In order to address these risks, several steps have been taken to reduce or eliminate emissions of dioxins, dioxin-like PCBs and other related persistent organic pollutants (often referred to as POPs). Many countries have now implemented the Stockholm Convention on POPs (2001), which suggests to end commercial use of 12 POPs and reduce or eliminate their emission into the environment. To monitor reduction in human exposure WHO and UNEP run a monitoring program for POPs in breastmilk. A steady decline in levels has been observed since 1980 for most countries.

In regard to food contamination, the FAO/WHO Codex Alimentarius Commission, which is a risk management body comprised of 169 member countries, is developing a draft code of practice for dioxins and dioxin-like PCBs in food, which identifies source-directed measures to reduce their presence in food, including fish, as well as a position paper, which provides an evaluation of the need for possible regulatory measures, such as limits in food and feed.

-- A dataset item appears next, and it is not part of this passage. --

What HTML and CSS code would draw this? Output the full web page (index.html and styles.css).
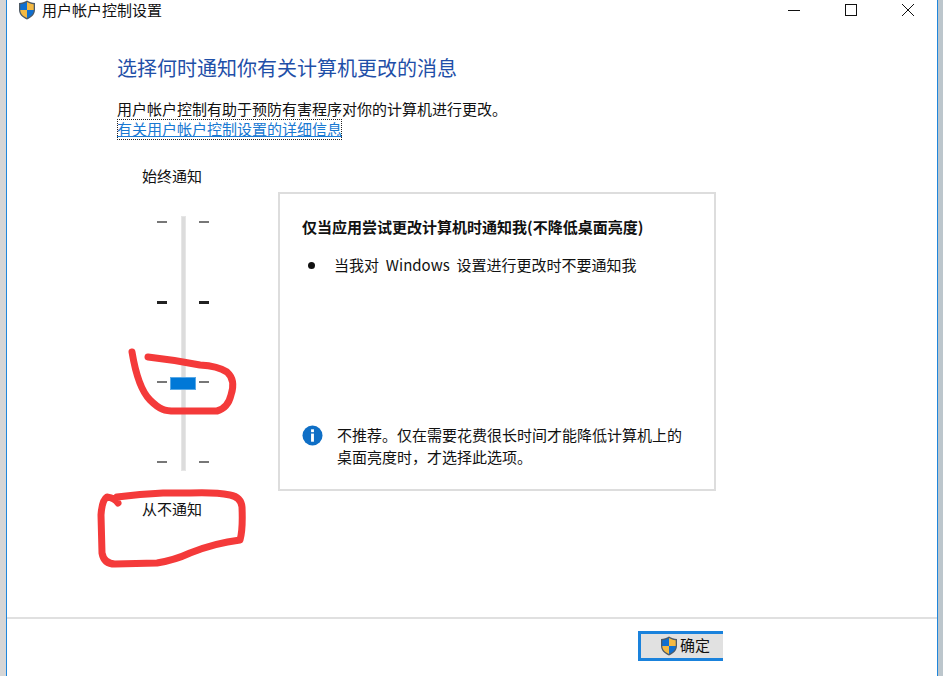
FILE: index.html
```html
<!DOCTYPE html>
<html lang="zh-CN">
<head>
<meta charset="utf-8">
<title>用户帐户控制设置</title>
<link rel="stylesheet" href="styles.css">
</head>
<body>
<div class="strip-left"></div>
<div class="window">
  <header class="titlebar">
    <svg class="shield" viewBox="0 0 18 20"><path d="M9 0.5 C6.5 2 4 2.8 1 3 V10 C1 14.5 4.5 17.5 9 19.5 C13.5 17.5 17 14.5 17 10 V3 C14 2.8 11.5 2 9 0.5Z" fill="#4d5a66"/><path d="M9 2 V10 H2.3 V4.2 C4.8 4 7 3.2 9 2Z" fill="#0f6fd0"/><path d="M9 2 C11 3.2 13.2 4 15.7 4.2 V10 H9Z" fill="#f4b942"/><path d="M2.3 10 H9 V18 C5 16.2 2.3 13.6 2.3 10Z" fill="#f4b942"/><path d="M9 10 H15.7 C15.7 13.6 13 16.2 9 18Z" fill="#0f6fd0"/></svg>
    <span class="title">用户帐户控制设置</span>
    <div class="controls">
      <svg class="ctl" viewBox="0 0 14 14"><path d="M1 7.5 H13" stroke="#111" fill="none"/></svg>
      <svg class="ctl" viewBox="0 0 14 14"><rect x="1.5" y="1.5" width="11" height="11" stroke="#111" fill="none"/></svg>
      <svg class="ctl" viewBox="0 0 14 14"><path d="M1 1 L13 13 M13 1 L1 13" stroke="#111" fill="none"/></svg>
    </div>
  </header>

  <main class="content">
    <h1 class="heading">选择何时通知你有关计算机更改的消息</h1>
    <p class="desc">用户帐户控制有助于预防有害程序对你的计算机进行更改。</p>
    <a class="link" href="#">有关用户帐户控制设置的详细信息</a>

    <div class="columns">
      <div class="slider-col">
        <div class="slider-label">始终通知</div>
        <div class="slider">
          <div class="ticks">
            <span class="tick"></span><span class="tick dark"></span><span class="tick"></span><span class="tick"></span>
          </div>
          <div class="track"><span class="thumb"></span></div>
          <div class="ticks">
            <span class="tick"></span><span class="tick dark"></span><span class="tick"></span><span class="tick"></span>
          </div>
        </div>
        <div class="slider-label bottom">从不通知</div>
      </div>

      <section class="panel">
        <h2 class="panel-title">仅当应用尝试更改计算机时通知我(不降低桌面亮度)</h2>
        <ul class="panel-list">
          <li><span class="item-text">当我对 Windows 设置进行更改时不要通知我</span></li>
        </ul>
        <div class="note">
          <svg class="info" viewBox="0 0 22 22"><circle cx="11" cy="11" r="10.5" fill="#0f6fc6"/><rect x="9.5" y="4.5" width="3" height="3" fill="#fff"/><rect x="9.5" y="9" width="3" height="8.5" fill="#fff"/></svg>
          <p>不推荐。仅在需要花费很长时间才能降低计算机上的桌面亮度时，才选择此选项。</p>
        </div>
      </section>
    </div>
  </main>

  <footer class="footer">
    <button class="ok" type="button">
      <svg class="shield small" viewBox="0 0 18 20"><path d="M9 0.5 C6.5 2 4 2.8 1 3 V10 C1 14.5 4.5 17.5 9 19.5 C13.5 17.5 17 14.5 17 10 V3 C14 2.8 11.5 2 9 0.5Z" fill="#4d5a66"/><path d="M9 2 V10 H2.3 V4.2 C4.8 4 7 3.2 9 2Z" fill="#0f6fd0"/><path d="M9 2 C11 3.2 13.2 4 15.7 4.2 V10 H9Z" fill="#f4b942"/><path d="M2.3 10 H9 V18 C5 16.2 2.3 13.6 2.3 10Z" fill="#f4b942"/><path d="M9 10 H15.7 C15.7 13.6 13 16.2 9 18Z" fill="#0f6fd0"/></svg>
      <span class="ok-text">确定</span>
    </button>
  </footer>
</div>
<div class="strip-right"></div>

<svg class="scribble" viewBox="0 0 943 676">
  <path d="M132 352 C135 370 140 390 150 400 S165 411 175 411 L217 411 Q228 408 231 395 Q236 380 227 372 Q218 366 200 365 Q175 360 148 357"/>
  <path d="M118 503 Q115 498 107 497 Q102 500 101 515 L102 553 Q104 564 115 564 L157 563 Q175 560 190 553 Q215 543 240 540 Q243 530 242 507 Q241 497 230 495 Q215 492 190 493 L163 493 Q140 494 117 497"/>
</svg>
</body>
</html>
```
FILE: styles.css
```css
* { box-sizing: border-box; }
html, body { height: 100%; }
body {
  margin: 0;
  display: flex;
  height: 676px;
  overflow: hidden;
  background: #fff;
  color: #111;
  font-family: "Noto Sans CJK SC", "Noto Sans", sans-serif;
  font-size: 15px;
}
.strip-left { width: 6px; background: #d6d6d6; }
.strip-right { width: 5px; background: #bcc6cc; }
.window {
  flex: 1;
  display: flex;
  flex-direction: column;
  background: #fff;
  border-left: 1px solid #1f86dc;
  border-right: 1px solid #1f86dc;
}
.titlebar {
  display: flex;
  align-items: center;
  height: 19px;
  padding-left: 11px;
}
.shield { width: 18px; height: 20px; flex: none; }
.title { margin-left: 6px; line-height: 19px; }
.controls {
  margin-left: auto;
  display: flex;
  gap: 43px;
  padding-right: 22px;
}
.ctl { width: 14px; height: 14px; display: block; }
.content { flex: 1; padding: 36px 0 0 110px; }
.heading {
  margin: 0;
  font-size: 20px;
  font-weight: 400;
  line-height: 26px;
  color: #1f4fa8;
}
.desc { margin: 17px 0 -2px; line-height: 22px; }
.link {
  display: inline-block;
  height: 21px;
  line-height: 20px;
  color: #1979d2;
  text-decoration: underline;
  outline: 1px dotted #222;
  outline-offset: -1px;
}
.columns { display: flex; margin-top: 26px; }
.slider-col {
  width: 131px;
  margin-right: 30px;
  display: flex;
  flex-direction: column;
  align-items: center;
}
.slider-label { line-height: 20px; margin-left: -21px; }
.slider-label.bottom { margin-top: 28px; }
.slider {
  display: flex;
  justify-content: center;
  gap: 13px;
  margin-top: 30px;
  height: 255px;
}
.ticks {
  width: 10px;
  display: flex;
  flex-direction: column;
  justify-content: space-between;
  padding: 5px 0 8px;
}
.tick { display: block; height: 2px; background: #777; }
.tick.dark { height: 3px; background: #222; }
.track {
  position: relative;
  width: 5px;
  margin-left: 1px;
  background: #dcdcdc;
  border: 1px solid #e6e6e6;
}
.thumb {
  position: absolute;
  left: -12px;
  top: 160px;
  width: 26px;
  height: 13px;
  background: #0078d7;
  border: 1px solid #5aa9e6;
}
.panel {
  width: 438px;
  height: 299px;
  margin-top: 26px;
  border: 2px solid #dddddd;
  padding: 22px 22px 0;
  display: flex;
  flex-direction: column;
}
.panel-title { margin: 0; font-size: 15px; font-weight: 700; line-height: 22px; white-space: nowrap; }
.panel-list {
  margin: 16px 0 0;
  padding: 0;
  line-height: 22px;
  list-style: none;
}
.panel-list li { display: flex; align-items: center; }
.panel-list li::before {
  content: "";
  width: 7px;
  height: 7px;
  margin: 0 19px 0 6px;
  border-radius: 50%;
  background: #111;
}
.item-text { word-spacing: 3.5px; }
.note { display: flex; gap: 14px; margin-top: 148px; }
.info { width: 21px; height: 21px; flex: none; margin-top: 1px; }
.note p { margin: 0; width: 350px; line-height: 22px; }
.footer {
  height: 59px;
  border-top: 2px solid #e0e0e0;
  padding: 12px 214px 0 0;
  display: flex;
  justify-content: flex-end;
}
.ok {
  display: flex;
  align-items: center;
  justify-content: flex-start;
  gap: 2px;
  width: 85px;
  height: 30px;
  padding: 0 0 0 19px;
  background: #e1e1e1;
  border: 3px solid #1a82dc;
  border-right: 0;
  color: #111;
  font: inherit;
}
.ok-text { margin-bottom: 3px; }
.shield.small { width: 18px; height: 20px; }
.scribble {
  position: absolute;
  left: 0;
  top: 0;
  width: 943px;
  height: 676px;
  pointer-events: none;
  fill: none;
  stroke: #f43a3a;
  stroke-width: 7;
  stroke-linecap: round;
  stroke-linejoin: round;
}
```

The results of this new study in salmon and other studies should be used to maintain the focus on reducing the exposure of humans to dioxins and dioxin-like PCBs. Specifically, efforts to reduce the level of such substances in animals used for human consumption should be actively supported, in particular source-directed measures such as reduction of contamination levels in animal feed.

FAO and WHO consider fish to be an important component of a nutritious diet, and that the risk of consuming contaminated fish must be weighted in view of the beneficial nutritive effects of fish. FAO and WHO plan to develop general guidance for such risk-benefit considerations, with the contamination of fish as case studies.